Um acidente que pode acontecer a qualquer um
Sabem aqueles dias em que pressentem que alguma coisa vai acontecer? Aqueles dias em que acordamos estranhos, em que não dormimos bem, em que o coração não está calmo, porém sem qualquer motivo aparente? Ontem foi um desses dias em que aquele acidente que achamos que só acontece aos outros, aconteceu a nós!
Felizmente, e embora a forma estranha como tinha acordado, eu mantive a minha rotina. Acordei cedo, despachei os miúdos, fui ao ginásio – e treinei a sério – à saída, encontrei uma amiga e, contrariamente ao que costumo fazer (pois ando sempre a correr), sentei-me com ela a conversar e ficamos ali mais de uma hora, sem dar conta do tempo passar. E regressava a casa mais feliz e mais leve. Estava descontraída.
O Vicente tinha ficado em casa, depois de duas noites a fazer febre. A Laura acordou da sesta e não estava bem-disposta. Foram ao parque com a avó e eu, finalmente, consegui o tempo que precisava para acabar um texto que me tinha comprometido a enviar ontem. Não estava concentrada, mas estava em silencio até que o telefone toca e eu só ouvi a minha filha aos gritos do outro lado. Tiro a toalha do banho do cabelo e calço a primeira coisa que encontro. Corro com a esperança que, afinal, não tivesse sido nada grave. Tarde de mais, havia sangue, gelo, a Laura aos gritos. Um acidente, daqueles que acontecem, tinham acontecido à minha filha, tinha-me acontecido a mim. Uma cena que parecia de um filme e não da vida real. Minha rica menina! O baloiço do parque onde ela brinca todos os dias tinha-se partido. Um acidente que podia acontecer a qualquer pessoa e que aconteceu a ela. Não havia forma de adivinhar ou sequer de evitar.
Acontece, dirão vocês, e eu irei concordar. Afinal, levante a mão quem não tem uma cicatriz de infância! Eu tenho, na cabeça, felizmente escondida. Contudo, o duro desta história toda é que, sendo mãe, eu não queria que a minha filha as tivesse. Não queria ver a minha menina assim, não queria ter esta aflição dentro de mim que só uma mãe sabe o que é! Caramba!
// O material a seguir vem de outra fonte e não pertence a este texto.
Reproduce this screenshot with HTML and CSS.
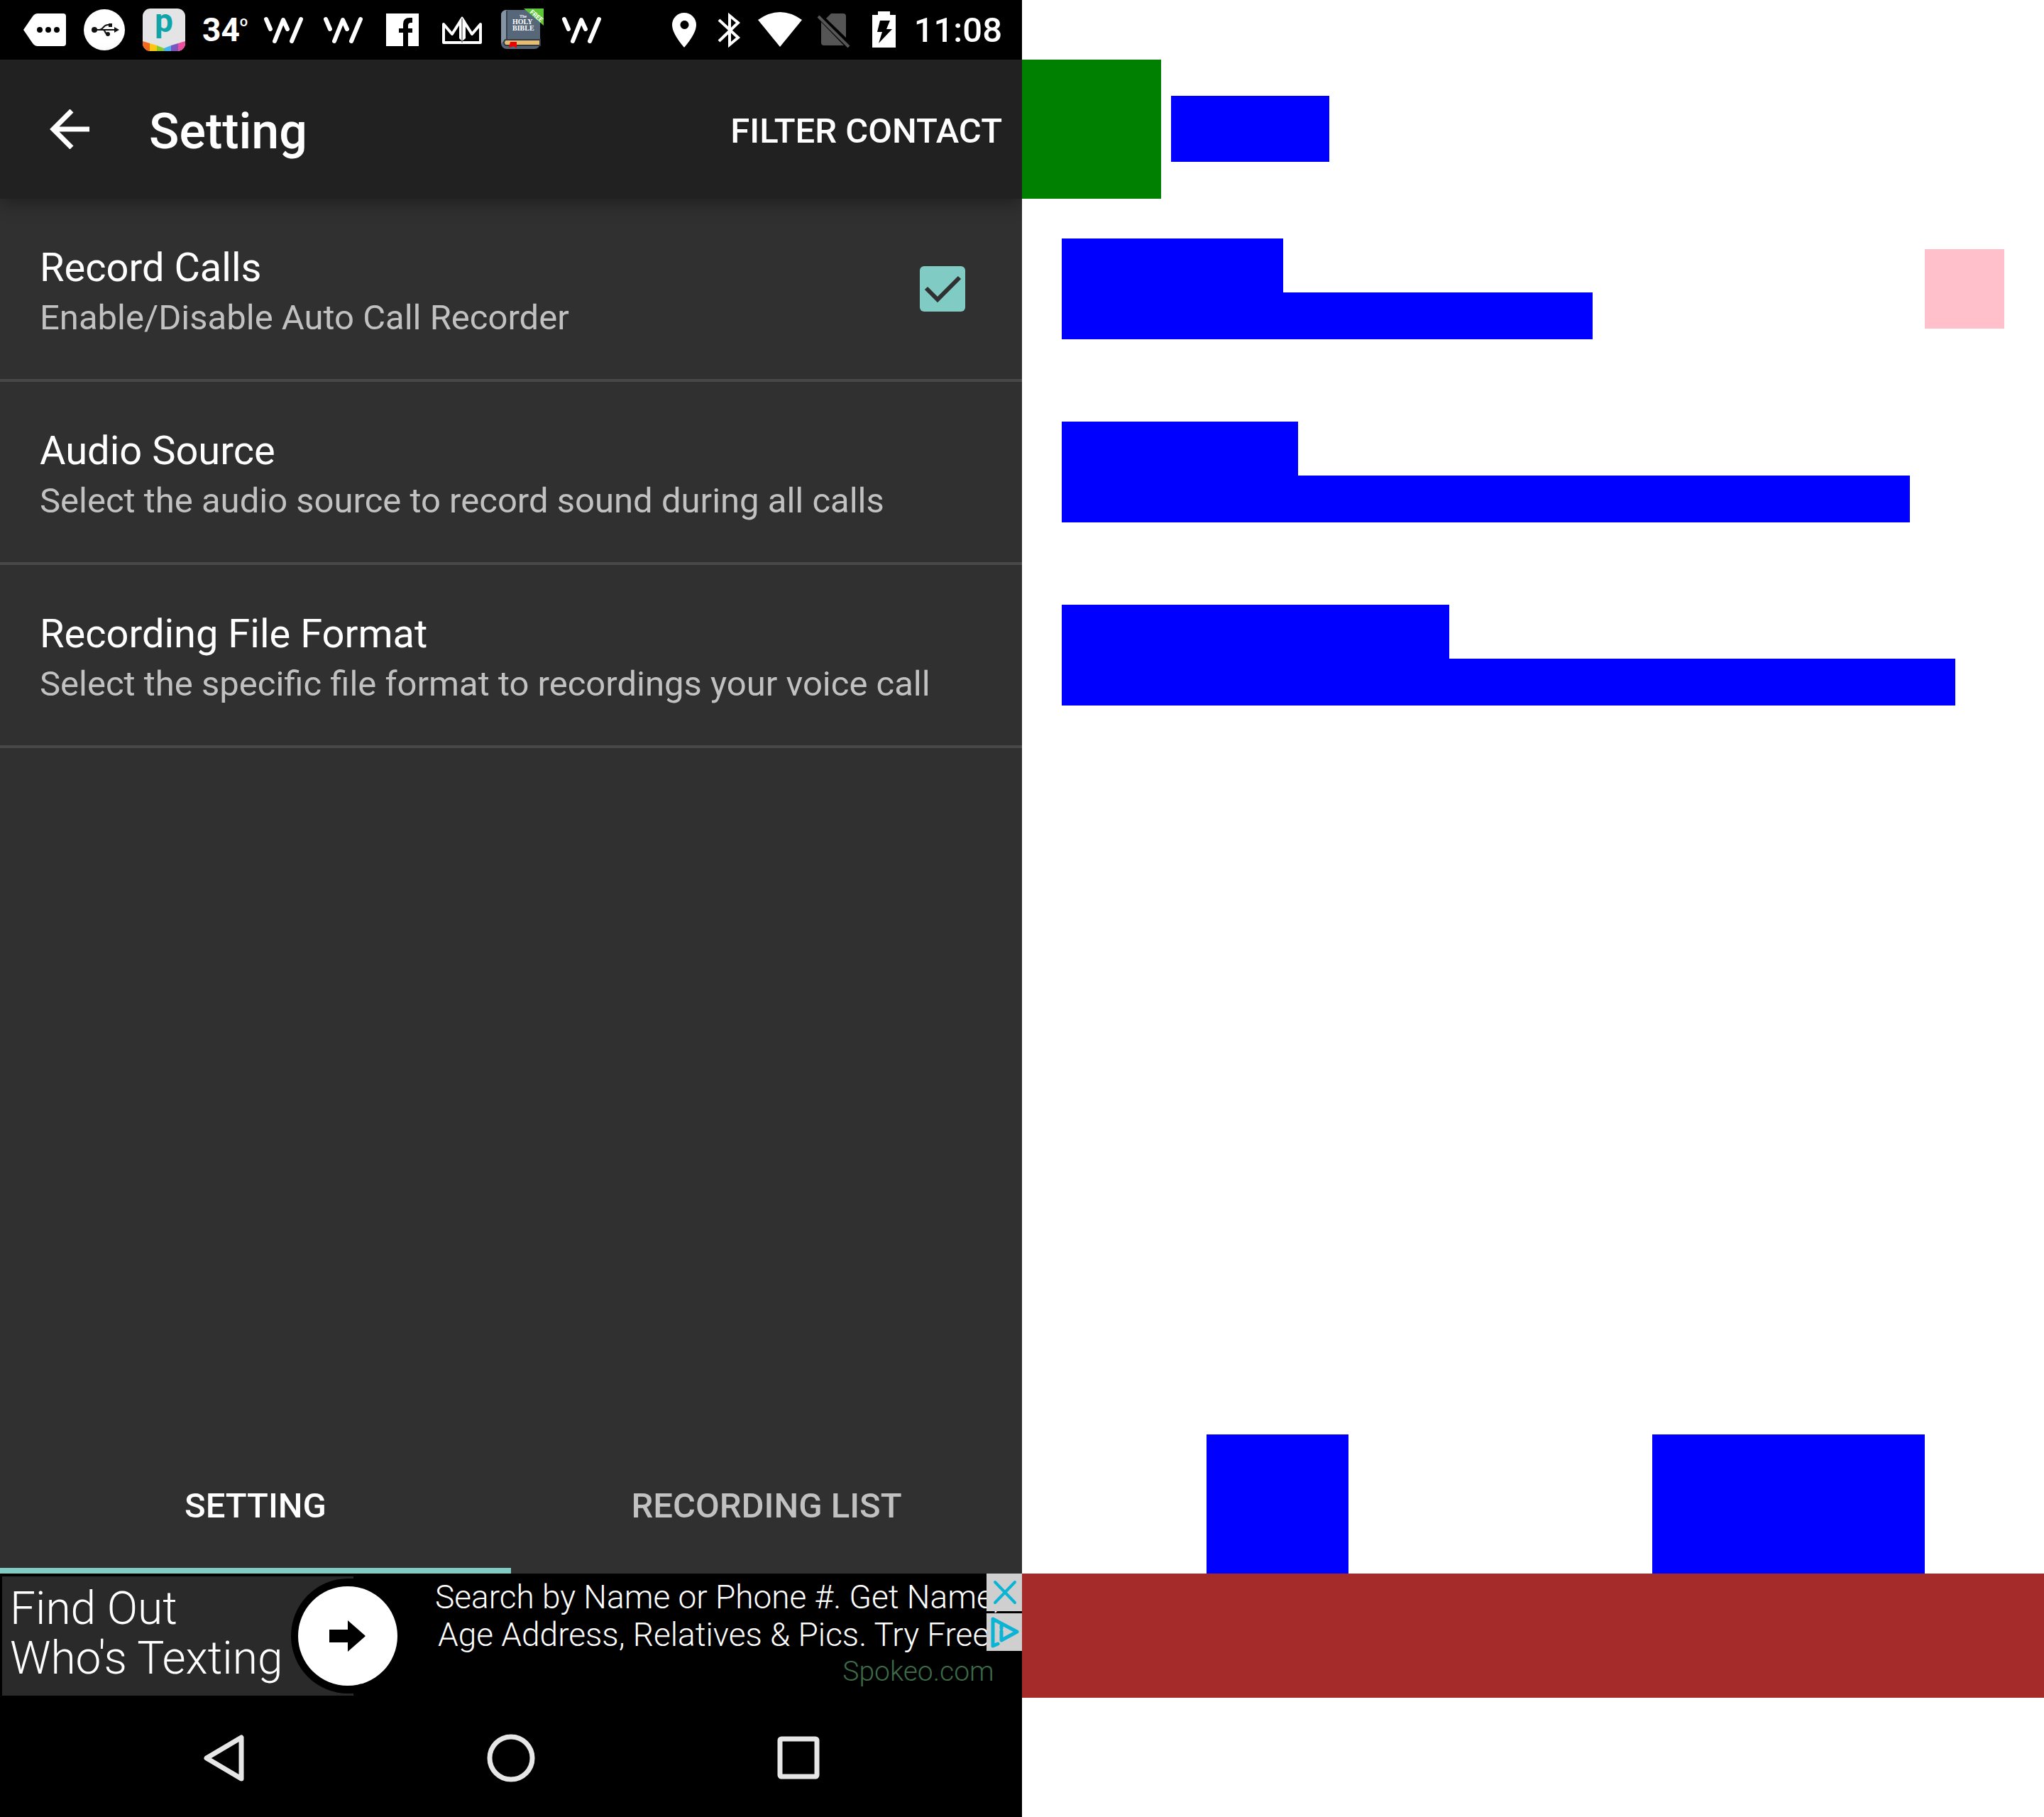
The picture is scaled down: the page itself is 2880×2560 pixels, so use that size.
FILE: index.html
```html
<!DOCTYPE html>
<html lang="en">
<head>
<meta charset="utf-8">
<title>Setting</title>
<link rel="stylesheet" href="styles.css">
</head>
<body>
<div class="split">
  <main class="phone">
    <div class="status">
      <div class="notifications">
        <svg class="cell" viewBox="21 0 84 84"><path d="M33 42L46 23Q49 19 53 19H89Q93 19 93 23V61Q93 65 89 65H53Q49 65 46 61Z" fill="#fff"/><g fill="#000"><circle cx="56" cy="42" r="4"/><circle cx="68" cy="42" r="4"/><circle cx="80" cy="42" r="4"/></g></svg>
        <svg class="cell" viewBox="105 0 84 84"><circle cx="147" cy="42" r="29" fill="#fff"/><g fill="none" stroke="#111" stroke-width="2"><path d="M132 42H163M140 42C146 42 145 35 152 35H155M145 42C149 42 147 48 152 48"/></g><g fill="#111"><circle cx="133" cy="42" r="4"/><path d="M161 38L168 42L161 46Z"/><rect x="153" y="33" width="5" height="5"/><circle cx="152" cy="48" r="3"/></g></svg>
        <svg class="cell" viewBox="189 0 84 84"><defs><clipPath id="tile"><rect x="201" y="12" width="60" height="60" rx="11"/></clipPath></defs><g clip-path="url(#tile)"><path fill="#e4e4e6" d="M201 12h60v60h-60z"/><path fill="#f26a1b" d="M201 58l10 3v11h-10z"/><path fill="#ffc90e" d="M211 61l10 3v8h-10z"/><path fill="#8ad02a" d="M221 64l10 4v4h-10z"/><path fill="#45b6f2" d="M231 68l10-4v8h-10z"/><path fill="#7d57c1" d="M241 64l10-3v11h-10z"/><path fill="#ee4fa0" d="M251 61l10-3v14h-10z"/></g><text class="p-letter" x="231" y="45" text-anchor="middle">p</text></svg>
        <span class="cell temp">34<sup>o</sup></span>
        <svg class="cell" viewBox="357 0 84 84"><path class="w-mark" d="M375 27L381 41M387 58L399 28L405 41M411 58L424 27"/></svg>
        <svg class="cell" viewBox="357 0 84 84"><path class="w-mark" d="M375 27L381 41M387 58L399 28L405 41M411 58L424 27"/></svg>
        <svg class="cell" viewBox="525 0 84 84"><path fill="#fff" d="M544 19H590V65H575V46H581V40H575V36Q575 32 579 32H581V25H577Q568 25 568 34V40H562V46H568V65H544Z"/></svg>
        <svg class="cell" viewBox="609 0 84 84"><path fill="none" stroke="#fff" stroke-width="4" stroke-linejoin="round" d="M625 60V34L637 48L651 26L665 48L677 34V60Z"/><path fill="#fff" d="M647 30L651 23L656 30V54L651 58L647 54Z"/><path d="M651 26V60" stroke="#333" stroke-width="1"/></svg>
        <svg class="cell" viewBox="693 0 84 84"><rect x="706" y="14" width="55" height="55" rx="8" fill="#56677a"/><path d="M706 22q0-8 8-8v44q-8 0-8 5z" fill="#8593a2"/><path d="M714 15v40" stroke="#35424f" stroke-width="2"/><path fill="#e8bd72" stroke="#333c46" stroke-width="2" d="M712 56H761V64H712Q708 60 712 56Z"/><path fill="#e00" d="M719 59H728V68L724 65L717 67Z"/><path fill="#5cc636" d="M738 12H766V36Z"/><g class="book-text"><text class="book-the" x="732" y="25">The</text><text x="722" y="34">HOLY</text><text x="722" y="43">BIBLE</text></g><text class="book-free" x="746" y="18" transform="rotate(41 746 18)">FREE</text></svg>
        <svg class="cell" viewBox="357 0 84 84"><path class="w-mark" d="M375 27L381 41M387 58L399 28L405 41M411 58L424 27"/></svg>
      </div>
      <div class="system">
        <svg width="64" height="84" viewBox="933 0 64 84"><path fill="#fff" fill-rule="evenodd" d="M964 18a17 17 0 0 1 17 17Q981 47 964 67Q947 47 947 35A17 17 0 0 1 964 18ZM964 29a6 6 0 1 0 1 0Z"/></svg>
        <svg width="62" height="84" viewBox="997 0 62 84"><path fill="none" stroke="#fff" stroke-width="4" d="M1013 28L1040 53L1028 63V22L1040 32L1013 58"/></svg>
        <svg width="80" height="84" viewBox="1059 0 80 84"><path fill="#fff" d="M1068 28Q1099 6 1130 28L1099 66Z"/></svg>
        <svg width="71" height="84" viewBox="1139 0 71 84"><path fill="#555" d="M1171 19H1188Q1192 19 1192 23V53L1164 26ZM1157 31L1189 64H1161Q1157 64 1157 60Z"/><path d="M1153 23L1196 66" stroke="#555" stroke-width="4"/></svg>
        <svg width="70" height="84" viewBox="1210 0 70 84"><path fill="#fff" d="M1237 16H1254V21H1262V67H1229V21H1237Z"/><path fill="#000" d="M1240 29H1254L1249 41H1257L1238 61L1243 45H1236Z"/></svg>
        <time class="clock">11:08</time>
      </div>
    </div>
    <header class="appbar">
      <button class="back" aria-label="Back"><svg width="56" height="56" viewBox="0 0 56 56"><path fill="none" stroke="#fff" stroke-width="7" d="M56 28H6M31 2L5 28L31 54"/></svg></button>
      <h1 class="title">Setting</h1>
      <button class="action">FILTER CONTACT</button>
    </header>
    <section class="prefs">
      <label class="pref">
        <span class="pref-text"><span class="pref-title">Record Calls</span><span class="pref-sub">Enable/Disable Auto Call Recorder</span></span>
        <span class="check"><input type="checkbox" checked><svg viewBox="0 0 64 64"><path d="M9 31L25 47L56 16" fill="none" stroke="#303030" stroke-width="6"/></svg></span>
      </label>
      <div class="pref"><span class="pref-text"><span class="pref-title">Audio Source</span><span class="pref-sub">Select the audio source to record sound during all calls</span></span></div>
      <div class="pref"><span class="pref-text"><span class="pref-title">Recording File Format</span><span class="pref-sub">Select the specific file format to recordings your voice call</span></span></div>
    </section>
    <nav class="tabs">
      <button class="tab tab-on">SETTING</button>
      <button class="tab">RECORDING LIST</button>
    </nav>
    <aside class="ad">
      <div class="ad-head">Find Out<br>Who's Texting</div>
      <svg class="ad-go" viewBox="0 0 162 168"><path fill="#000" d="M88 3H80A80 81 0 0 0 80 165H88V168H162V0H88Z"/><circle cx="80" cy="84" r="70" fill="#fff"/><path fill="#000" d="M54 75H80V62L105 84L80 106V93H54Z"/></svg>
      <div class="ad-copy"><p>Search by Name or Phone #. Get Name,</p><p class="ad-second">Age Address, Relatives &amp; Pics. Try Free</p><a class="ad-link" href="#">Spokeo.com</a></div>
      <div class="ad-badges">
        <button class="badge" aria-label="Close ad"><svg viewBox="0 0 50 53"><path d="M12 12L40 41M40 12L12 41" fill="none" stroke="#0bb4d4" stroke-width="4" stroke-linecap="round"/></svg></button>
        <button class="badge" aria-label="Ad choices"><svg viewBox="0 0 50 53"><path d="M16 43L9 46V8L43 26L21 38V25M21 18V21" fill="none" stroke="#0bb4d4" stroke-width="5" stroke-linejoin="round" stroke-linecap="round"/></svg></button>
      </div>
    </aside>
    <nav class="sysnav">
      <button aria-label="Back"><svg viewBox="0 0 80 80"><path d="M64 12V70L15 41Z"/></svg></button>
      <button aria-label="Home"><svg viewBox="0 0 80 80"><circle cx="40" cy="41" r="30"/></svg></button>
      <button aria-label="Recents"><svg viewBox="0 0 80 80"><rect x="15" y="14" width="52" height="53" rx="2"/></svg></button>
    </nav>
  </main>
  <section class="wire" aria-hidden="true">
    <div class="wire-bar"><div class="w-icon"></div><div class="w-title"></div></div>
    <div class="wire-rows">
      <div class="wire-row"><div><div class="w-line a1"></div><div class="w-sub a2"></div></div><div class="w-check"></div></div>
      <div class="wire-row"><div><div class="w-line b1"></div><div class="w-sub b2"></div></div></div>
      <div class="wire-row"><div><div class="w-line c1"></div><div class="w-sub c2"></div></div></div>
    </div>
    <div class="wire-tabs"><div><div class="w-tab t1"></div></div><div><div class="w-tab t2"></div></div></div>
    <div class="w-ad"></div>
    <div class="w-foot"></div>
  </section>
</div>
</body>
</html>
```
FILE: styles.css
```css
* { box-sizing: border-box; }
body { margin: 0; background: #fff; font-family: Roboto, "Liberation Sans", sans-serif; }
button { margin: 0; padding: 0; border: 0; background: none; color: inherit; font: inherit; }
svg { display: block; flex: none; }
h1, p { margin: 0; }

.split { display: grid; grid-template-columns: 1fr 1fr; min-height: 100vh; }
.phone { display: flex; flex-direction: column; min-width: 0; overflow: hidden; background: #303030; color: #fff; }

.status { display: flex; justify-content: space-between; height: 84px; padding: 0 28px 0 21px; background: #000; }
.notifications, .system { display: flex; align-items: center; }
.cell { flex: none; width: 84px; height: 84px; }
.temp { display: flex; padding-left: 12px; font-size: 46px; line-height: 84px; font-weight: 700; }
.temp sup { font-size: 20px; line-height: 60px; font-weight: 500; }
.w-mark { fill: none; stroke: #fff; stroke-width: 6; stroke-linecap: round; stroke-linejoin: round; }
.p-letter { font: 700 46px Roboto, sans-serif; fill: #0fa5a8; }
.book-text { font: 700 10px "Liberation Serif", serif; fill: #fff; }
.book-the { font-size: 6px; }
.book-free { font: 700 9px Roboto, sans-serif; fill: #fff; }
.clock { width: 132px; padding-top: 2px; font-size: 49px; line-height: 84px; font-weight: 500; text-align: right; }

.appbar { position: relative; display: flex; align-items: center; height: 196px; padding: 0 28px 0 70px; background: #212121; box-shadow: 0 6px 24px rgba(0, 0, 0, .35); }
.back { width: 140px; }
.title { flex: 1; padding-top: 6px; font-size: 70px; line-height: 92px; font-weight: 500; }
.action { padding-top: 6px; font-size: 49px; line-height: 64px; font-weight: 500; }

.prefs { flex: 1; }
.pref { display: flex; align-items: center; justify-content: space-between; height: 258px; padding: 0 56px; border-bottom: 4px solid #484848; }
.pref-text { display: flex; flex-direction: column; padding-top: 6px; }
.pref-title { font-size: 56px; line-height: 76px; }
.pref-sub { font-size: 49px; line-height: 66px; color: #c1c1c1; }
.check { display: grid; width: 112px; height: 112px; place-items: center; }
.check > * { grid-area: 1 / 1; width: 64px; height: 64px; margin: 0; }
.check input { appearance: none; border-radius: 6px; background: #80cbc4; }
.check svg { z-index: 1; pointer-events: none; }

.tabs { display: grid; grid-template-columns: 1fr 1fr; height: 196px; }
.tab { padding-top: 12px; border-bottom: 8px solid transparent; font-size: 49px; font-weight: 500; color: #c1c1c1; }
.tab-on { border-color: #80cbc4; color: #fff; }

.ad { position: relative; display: flex; height: 175px; padding: 4px 42px 3px 3px; background: #000; font-weight: 300; }
.ad-head { flex: none; width: 407px; padding: 11px 0 0 11px; background: #2a2a2a; font-size: 64px; line-height: 70px; white-space: nowrap; }
.ad-go { width: 162px; height: 168px; background: #2a2a2a; }
.ad-copy { flex: 1; padding: 3px 0 0 41px; font-size: 46px; line-height: 53px; white-space: nowrap; }
.ad-second { padding-left: 4px; }
.ad-link { display: block; margin-right: 8px; color: #3c6b48; font-size: 39px; line-height: 50px; text-align: right; text-decoration: none; }
.ad-badges { position: absolute; top: 0; right: 0; display: grid; gap: 3px; }
.badge { width: 50px; height: 53px; background: #cfcfcf; }

.sysnav { display: flex; align-items: center; justify-content: center; gap: 324px; height: 168px; background: #000; }
.sysnav svg { width: 80px; height: 80px; fill: none; stroke: #e6e6e6; stroke-width: 7; stroke-linejoin: round; }

.wire { display: flex; flex-direction: column; min-width: 0; padding-top: 84px; }
.wire-bar { display: flex; align-items: center; gap: 14px; height: 196px; }
.w-icon { width: 196px; height: 196px; background: green; }
.w-title { width: 223px; height: 93px; margin-bottom: 1px; background: blue; }
.wire-rows { flex: 1; }
.wire-row { display: flex; align-items: center; justify-content: space-between; height: 258px; padding: 0 56px 4px; }
.w-line { height: 76px; background: blue; }
.w-sub { height: 66px; background: blue; }
.a1 { width: 312px; }
.a2 { width: 748px; }
.b1 { width: 333px; }
.b2 { width: 1195px; }
.c1 { width: 546px; }
.c2 { width: 1259px; }
.w-check { width: 112px; height: 112px; background: pink; }
.wire-tabs { display: grid; grid-template-columns: 1fr 1fr; }
.w-tab { height: 196px; margin: 0 auto; background: blue; }
.t1 { width: 200px; }
.t2 { width: 384px; }
.w-ad { height: 175px; background: brown; }
.w-foot { height: 168px; }
```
E ela, que estava bem e que dormia, e eu que não consegui pregar olho, que dormi junto dela, deles para ter a certeza que estavam bem. Foi um azar. Acontece. São as dores do crescimento. Fazem parte vida e a grande maioria nem sequer lhes deixa memória.
Mas sabem, lá pela altura da minha adolescência, a minha mãe dizia-me uma coisa que, diga-se de passagem, me irritava bastante. Dizia que “uma mãe sofre mais do que um filho, mas que eu só ia entender isso quando fosse mãe!”. Ora… bem-dito e bem-feito! Cá estou eu, que não preguei olho a noite inteira, com a imagem do queixo aberto na minha cabeça e com vontade de não a largar mais.
Azares não acontecem só aos outros. Todos os cuidados são poucos, mas há uma percentagem que coisas que podem acontecer e que nós não controlamos. Vale referir aqui o bom serviço e a atenção que nos foram prestados, tanto à Laura quanto a mim, no serviço de urgência do Hospital dos Lusíadas. Um cirurgião atencioso e uma enfermeira muito querida. Felizmente que a sutura foi feita não com os tradicionais pontos, mas sim com uma cola, o que tornou toda aquela experiência muito menos traumática para ambas. Não teve dor e portou-se à altura da sua valentia. Ria-se e conversava e eu chorava, com a camisola cheia de sangue e um cabelo que secou sem ser penteado, enfiado num carrapito mal feito.
Lembrei-me do meu pai, quando um dia agarrou em mim, mesmo de pijama, e levou-me para o hospital porque tinha engolido uma espinha num almoço de domingo em casa. E talvez, por isso, tenha sonhado com ele esta noite. Daquela vez resolveu-se bebendo água com açúcar, mas a preocupação e o olhar eram os mesmos que eu, agora mãe, tinha e sentia.
A Laurinha agradece todo o carinho e a mãe fica de coração cheio por perceber que desse lado estão pessoas reais que sentem aquilo que eu sinto, que se importam e que tiram uns minutos do seu tempo para perguntar se está tudo bem, para desejar as melhoras, para partilhar algum acidente que já tiverem com os seus filhos e até para partilhar as histórias das suas próprias cicatrizes. Não me esqueço! <3 Obrigada!